IDAGIO is the world’s best classical music streaming service, and relies on an exhaustive, metadata-complete catalogue of opera to maintain its core user base. Due to complexities with the manual input of this metadata, the average opera recording was taking a minimum of 5 hours to add to the catalogue. How could internal tooling be improved in order to speed this process up?
I would be working directly with a team consisting of a Product Manager, Full-Stack Engineer, Backend Engineer, Label Relations Manager and Content Director to build a data-rich internal application to solve the problem. We were aiming to try and increase the number of operas we added to our database each week by around 50%.
I only had a total of ~20 hours time on the project – so from the beginning, the engineer and I decided to keep my UI work to a minimum: He would rely largely on our internal storyboarding framework, I would focus on the UX, and we'd pair during the latter phase of implementation. Not only was this setup really fun 🥳, but it helped strengthen and speed up our decision making throughout.

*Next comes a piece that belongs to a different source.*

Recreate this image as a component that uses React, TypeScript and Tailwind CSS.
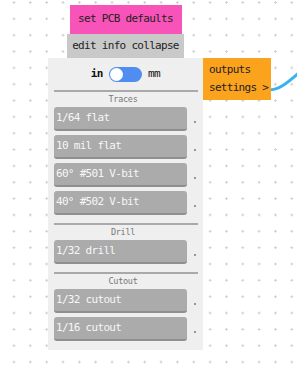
import React from "react";

const mono = "font-['DejaVu_Sans_Mono','Liberation_Mono',monospace]";

// one preset button with its little output dot
const Preset: React.FC<{ label: string }> = ({ label }) => (
  <div className="flex items-center">
    <div className="w-[133px] h-[24px] bg-[#ababab] border-b-2 border-[#8f8f8f] rounded-[3px] flex items-center pl-[2px] text-[#f7f7f7] text-[11px] tracking-[-0.7px]">
      {label}
    </div>
    <div className="ml-[7px] mt-[6px] w-[2px] h-[2px] rounded-full bg-[#777]" />
  </div>
);

const Section: React.FC<{ title: string; items: string[] }> = ({ title, items }) => (
  <div className="flex flex-col">
    <div className="w-[144px] h-[2px] bg-[#a9a9a9]" />
    <div className="h-[15px] flex items-center justify-center pr-[11px] text-[8.5px] text-[#777] tracking-[-0.3px]">
      {title}
    </div>
    <div className="flex flex-col gap-[4px]">
      {items.map((it) => (
        <Preset key={it} label={it} />
      ))}
    </div>
  </div>
);

export default function App() {
  const sections = [
    { title: "Traces", items: ["1/64 flat", "10 mil flat", "60° #501 V-bit", "40° #502 V-bit"] },
    { title: "Drill", items: ["1/32 drill"] },
    { title: "Cutout", items: ["1/32 cutout", "1/16 cutout"] },
  ];

  return (
    <div
      className={`relative w-[297px] h-[374px] overflow-hidden bg-white ${mono} bg-[radial-gradient(circle,#cfcfcf_1px,transparent_1.3px)] bg-[size:16.35px_16.35px] bg-[position:5.8px_-5.7px]`}
    >
      {/* connection wire */}
      <svg className="absolute left-0 top-0" width="297" height="374">
        <path d="M269 90 C280 90 288 82 300 72" fill="none" stroke="#37b3ee" strokeWidth="3" />
      </svg>

      {/* PCB node */}
      <div className="absolute left-[48px] top-[5px] w-[155px] flex flex-col items-center">
        <div className="w-[112px] h-[29px] bg-[#f853b8] flex items-center justify-center text-[11px] tracking-[-0.7px] text-[#222]">
          set PCB defaults
        </div>
        <div className="w-[117px] h-[24px] bg-[#c9c9c9] flex items-center justify-center text-[11px] tracking-[-0.7px] text-[#222]">
          edit info collapse
        </div>
        <div className="w-[155px] bg-[#efefef] pl-[6px] pb-[9px] flex flex-col">
          <div className="h-[32px] flex items-center justify-center pr-[6px] text-[11px] font-bold text-[#111] tracking-[-0.5px]">
            <span>in</span>
            <div className="mx-[6px] w-[33px] h-[15px] rounded-full bg-[#4f8ef0] flex items-center pl-[1px]">
              <div className="w-[13px] h-[13px] rounded-full bg-white" />
            </div>
            <span className="font-normal">mm</span>
          </div>
          <div className="flex flex-col gap-[8px]">
            {sections.map((s) => (
              <Section key={s.title} title={s.title} items={s.items} />
            ))}
          </div>
        </div>
      </div>

      {/* outputs node */}
      <div className="absolute left-[203px] top-[58px] w-[68px] h-[42px] bg-[#fca31e] flex flex-col justify-center pl-[6px] gap-[4px] text-[11px] tracking-[-0.7px] text-[#222] leading-[14px]">
        <span>outputs</span>
        <span>settings &gt;</span>
      </div>
    </div>
  );
}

With the exception of the engineer, no one had worked with a UX Designer before – which meant stepping into something of an educational role and guiding several of the team meetings.

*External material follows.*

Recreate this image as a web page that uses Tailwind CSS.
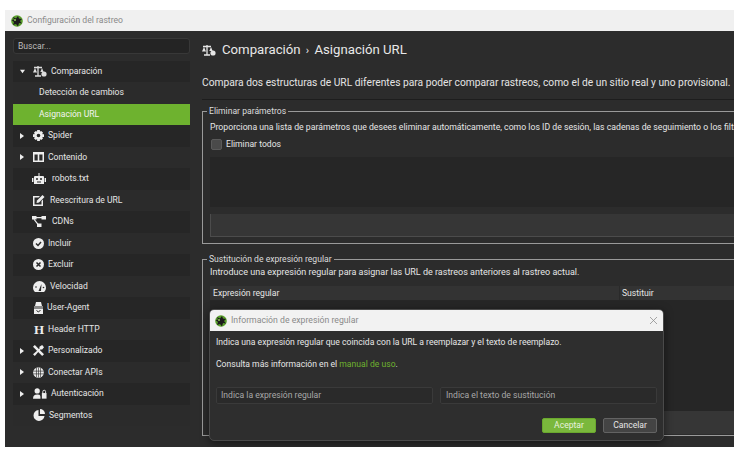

The users of the tool would be a team of internal stakeholders called "COPs" ("Content Operations", to the uninitiated). COPs consists of around 20 composers, performers, and musicologists who are responsible for taking the tangled mess of metadata which IDAGIO receives from record labels, fact-checking and adding missing information, then inputting it to the database.
IDAGIO's COPs team hard at work
Because the COPs stakeholders were already quite engaged with the project, I decided to spend a large part of the early reserach stages listening and observing. I did this through several rounds of user interviews and behavioural observation, both within the COPs team and with the wider project unit, with the goal of better understanding where the blockers were in the existing process.
These discussions revealed the real problem with adding operas to the database:
As a result of the research, we were able to better understand our goal: Find a way to allow our users to create structure in these opera albums so that they no longer need to manually edit a .csv file each time.
In parallel with these interviews, I sat with our full-stacker and Backend Engineer to understand the technical requirements. Following a lengthy but productive whiteboarding session, we managed to map out how the database could expose and ingest data.
We came to the conclusion that the only constant in an opera is the division of acts – the higher level work divider. This is what we’d use to create structure in the work/album.
By having the division of workparts as our primary focus, we managed to come to agreement on the flow that would be in scope for an MVP release. This included things like autocomplete functions on work-tagging (which would require constant refreshing of the catalogue database), as well as tagging specific performers and roles within the recording.
A map of the user flow, including out of scope areas
I tested an early prototype of this workpart division flow with two members of the COPs team using three sample data sets. This was the first time either had participated in any user testing – so a large component of the test was empathising with their understanding of the task at hand.
In this iteration, the album tracks became draggable blocks, which could then be moved across groups to form workparts. It didn't work: While both were very happy with the overall flow of the prototype, neither could understand the way I'd mapped out the UI for the process of workpart division.
After talking with them a little more, I realised my mistake: track lists will never be in a different order so should never be movable.
Following feedback from these sessions, I revised the prototype to its final form: a draggable workpart divider which would be inserted into the tracklisting. By revising the experience in this way, there would be less moving parts for the user.
Once internal testing was complete, I created a set of high-fidelity wireframes to handover to our engineer. Once a first version had been built, we spent the last few hours of my allotted time pairing to fine-tune the final release candidate.
Designs for the second (more successful) prototype
We successfully shipped the feature in December 2018, and have already shipped the next iteration. Overall we dramatically exceeded our goals:
Hours saved in the import of 153 operas
Number of opera recordings ingested per week (before project)
Number of opera recordings ingested per week (after project)
Weekly percentage increase in operas ingested
And most importantly...the COPs team loved it 💁
A significant part of this project was bringing a team together who were largely unfamiliar with UX practice. This really forced me to create structure and lead with a design-thinking approach.
Having all our users in-house really amplified the power of testing ideas, no matter how small, before sending them through the development pipeline.
This wasn’t the first project where I’d paired closely with a developer, but it was the first that really felt like our processes married seamlessly. Having a significant overlap between disciplines saved us time, resources, and likely some costly mistakes.